Problem to work on
Your task is to copy the listing exactly. Drop any pictures from the copy.

Data lines

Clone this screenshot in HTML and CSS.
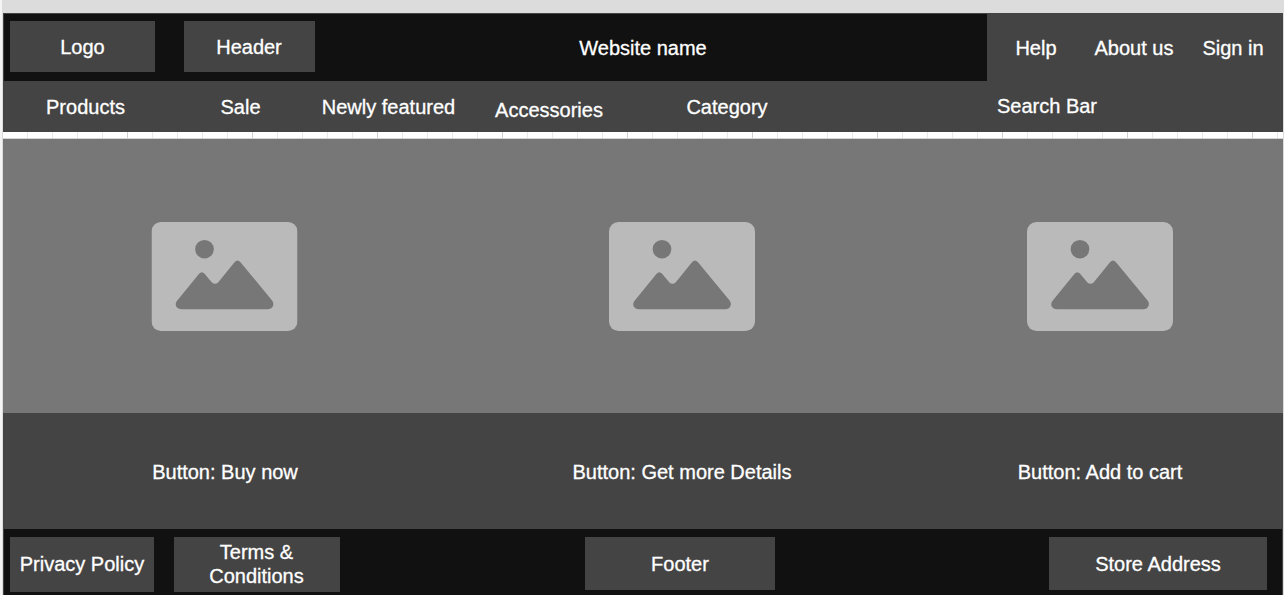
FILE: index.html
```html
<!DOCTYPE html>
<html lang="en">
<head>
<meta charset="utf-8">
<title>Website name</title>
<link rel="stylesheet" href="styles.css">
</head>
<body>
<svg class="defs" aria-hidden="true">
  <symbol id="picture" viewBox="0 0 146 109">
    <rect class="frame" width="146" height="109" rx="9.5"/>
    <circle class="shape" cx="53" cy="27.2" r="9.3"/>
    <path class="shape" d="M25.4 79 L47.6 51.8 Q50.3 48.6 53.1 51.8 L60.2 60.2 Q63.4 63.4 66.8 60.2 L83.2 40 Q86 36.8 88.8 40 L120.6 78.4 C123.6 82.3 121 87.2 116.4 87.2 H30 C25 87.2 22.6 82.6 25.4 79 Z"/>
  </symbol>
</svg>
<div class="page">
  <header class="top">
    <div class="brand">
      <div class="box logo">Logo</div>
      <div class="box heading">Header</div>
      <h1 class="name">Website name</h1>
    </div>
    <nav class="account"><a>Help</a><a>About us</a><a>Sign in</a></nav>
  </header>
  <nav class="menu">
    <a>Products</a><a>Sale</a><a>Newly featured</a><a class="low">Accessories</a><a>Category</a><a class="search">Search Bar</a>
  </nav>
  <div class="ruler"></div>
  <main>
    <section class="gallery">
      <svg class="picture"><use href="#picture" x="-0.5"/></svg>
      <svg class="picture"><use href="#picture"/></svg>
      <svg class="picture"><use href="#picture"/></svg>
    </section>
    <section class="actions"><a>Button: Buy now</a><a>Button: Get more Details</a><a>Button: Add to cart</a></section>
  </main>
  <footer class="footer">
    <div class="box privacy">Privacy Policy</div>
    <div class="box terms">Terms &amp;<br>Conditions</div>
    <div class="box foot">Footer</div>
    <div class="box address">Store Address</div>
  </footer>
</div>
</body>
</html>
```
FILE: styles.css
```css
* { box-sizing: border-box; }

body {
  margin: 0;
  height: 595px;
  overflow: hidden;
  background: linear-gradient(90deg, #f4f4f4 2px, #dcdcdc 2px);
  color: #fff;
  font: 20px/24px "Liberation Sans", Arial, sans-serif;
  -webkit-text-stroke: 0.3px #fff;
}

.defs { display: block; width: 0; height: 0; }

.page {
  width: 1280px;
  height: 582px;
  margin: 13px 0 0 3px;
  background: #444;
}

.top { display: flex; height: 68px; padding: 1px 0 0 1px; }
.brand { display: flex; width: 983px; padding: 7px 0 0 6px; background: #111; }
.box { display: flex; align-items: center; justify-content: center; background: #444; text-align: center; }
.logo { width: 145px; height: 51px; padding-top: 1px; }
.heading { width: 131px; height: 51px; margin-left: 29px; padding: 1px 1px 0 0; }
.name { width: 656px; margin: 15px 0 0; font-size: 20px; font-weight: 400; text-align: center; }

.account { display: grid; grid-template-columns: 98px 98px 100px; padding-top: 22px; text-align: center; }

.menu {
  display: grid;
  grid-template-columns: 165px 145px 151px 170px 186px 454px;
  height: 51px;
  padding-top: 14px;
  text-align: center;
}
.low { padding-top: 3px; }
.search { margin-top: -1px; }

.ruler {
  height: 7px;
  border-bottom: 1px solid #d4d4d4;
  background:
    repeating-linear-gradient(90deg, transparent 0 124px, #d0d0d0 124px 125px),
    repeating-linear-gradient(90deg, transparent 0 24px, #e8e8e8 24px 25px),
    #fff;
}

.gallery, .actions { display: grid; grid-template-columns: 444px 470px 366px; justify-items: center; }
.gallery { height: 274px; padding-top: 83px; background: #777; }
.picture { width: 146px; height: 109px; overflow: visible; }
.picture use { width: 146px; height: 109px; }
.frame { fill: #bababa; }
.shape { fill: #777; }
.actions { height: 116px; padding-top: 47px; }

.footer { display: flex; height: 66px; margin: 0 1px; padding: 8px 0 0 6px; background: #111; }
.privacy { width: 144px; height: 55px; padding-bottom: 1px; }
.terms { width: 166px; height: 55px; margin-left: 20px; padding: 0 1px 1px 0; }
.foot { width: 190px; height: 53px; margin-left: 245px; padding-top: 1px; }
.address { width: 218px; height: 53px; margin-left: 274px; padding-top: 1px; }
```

Solution to the exercise
Clone this screenshot in HTML and CSS.
FILE: index.html
```html
<!DOCTYPE html>
<html lang="en">
<head>
<meta charset="utf-8">
<title>Website name</title>
<link rel="stylesheet" href="styles.css">
</head>
<body>
<svg class="defs" aria-hidden="true">
  <symbol id="picture" viewBox="0 0 146 109">
    <rect class="frame" width="146" height="109" rx="9.5"/>
    <circle class="shape" cx="53" cy="27.2" r="9.3"/>
    <path class="shape" d="M25.4 79 L47.6 51.8 Q50.3 48.6 53.1 51.8 L60.2 60.2 Q63.4 63.4 66.8 60.2 L83.2 40 Q86 36.8 88.8 40 L120.6 78.4 C123.6 82.3 121 87.2 116.4 87.2 H30 C25 87.2 22.6 82.6 25.4 79 Z"/>
  </symbol>
</svg>
<div class="page">
  <header class="top">
    <div class="brand">
      <div class="box logo">Logo</div>
      <div class="box heading">Header</div>
      <h1 class="name">Website name</h1>
    </div>
    <nav class="account"><a>Help</a><a>About us</a><a>Sign in</a></nav>
  </header>
  <nav class="menu">
    <a>Products</a><a>Sale</a><a>Newly featured</a><a class="low">Accessories</a><a>Category</a><a class="search">Search Bar</a>
  </nav>
  <div class="ruler"></div>
  <main>
    <section class="gallery">
      <svg class="picture"><use href="#picture" x="-0.5"/></svg>
      <svg class="picture"><use href="#picture"/></svg>
      <svg class="picture"><use href="#picture"/></svg>
    </section>
    <section class="actions"><a>Button: Buy now</a><a>Button: Get more Details</a><a>Button: Add to cart</a></section>
  </main>
  <footer class="footer">
    <div class="box privacy">Privacy Policy</div>
    <div class="box terms">Terms &amp;<br>Conditions</div>
    <div class="box foot">Footer</div>
    <div class="box address">Store Address</div>
  </footer>
</div>
</body>
</html>
```
FILE: styles.css
```css
* { box-sizing: border-box; }

body {
  margin: 0;
  height: 595px;
  overflow: hidden;
  background: linear-gradient(90deg, #f4f4f4 2px, #dcdcdc 2px);
  color: #fff;
  font: 20px/24px "Liberation Sans", Arial, sans-serif;
  -webkit-text-stroke: 0.3px #fff;
}

.defs { display: block; width: 0; height: 0; }

.page {
  width: 1280px;
  height: 582px;
  margin: 13px 0 0 3px;
  background: #444;
}

.top { display: flex; height: 68px; padding: 1px 0 0 1px; }
.brand { display: flex; width: 983px; padding: 7px 0 0 6px; background: #111; }
.box { display: flex; align-items: center; justify-content: center; background: #444; text-align: center; }
.logo { width: 145px; height: 51px; padding-top: 1px; }
.heading { width: 131px; height: 51px; margin-left: 29px; padding: 1px 1px 0 0; }
.name { width: 656px; margin: 15px 0 0; font-size: 20px; font-weight: 400; text-align: center; }

.account { display: grid; grid-template-columns: 98px 98px 100px; padding-top: 22px; text-align: center; }

.menu {
  display: grid;
  grid-template-columns: 165px 145px 151px 170px 186px 454px;
  height: 51px;
  padding-top: 14px;
  text-align: center;
}
.low { padding-top: 3px; }
.search { margin-top: -1px; }

.ruler {
  height: 7px;
  border-bottom: 1px solid #d4d4d4;
  background:
    repeating-linear-gradient(90deg, transparent 0 124px, #d0d0d0 124px 125px),
    repeating-linear-gradient(90deg, transparent 0 24px, #e8e8e8 24px 25px),
    #fff;
}

.gallery, .actions { display: grid; grid-template-columns: 444px 470px 366px; justify-items: center; }
.gallery { height: 274px; padding-top: 83px; background: #777; }
.picture { width: 146px; height: 109px; overflow: visible; }
.picture use { width: 146px; height: 109px; }
.frame { fill: #bababa; }
.shape { fill: #777; }
.actions { height: 116px; padding-top: 47px; }

.footer { display: flex; height: 66px; margin: 0 1px; padding: 8px 0 0 6px; background: #111; }
.privacy { width: 144px; height: 55px; padding-bottom: 1px; }
.terms { width: 166px; height: 55px; margin-left: 20px; padding: 0 1px 1px 0; }
.foot { width: 190px; height: 53px; margin-left: 245px; padding-top: 1px; }
.address { width: 218px; height: 53px; margin-left: 274px; padding-top: 1px; }
```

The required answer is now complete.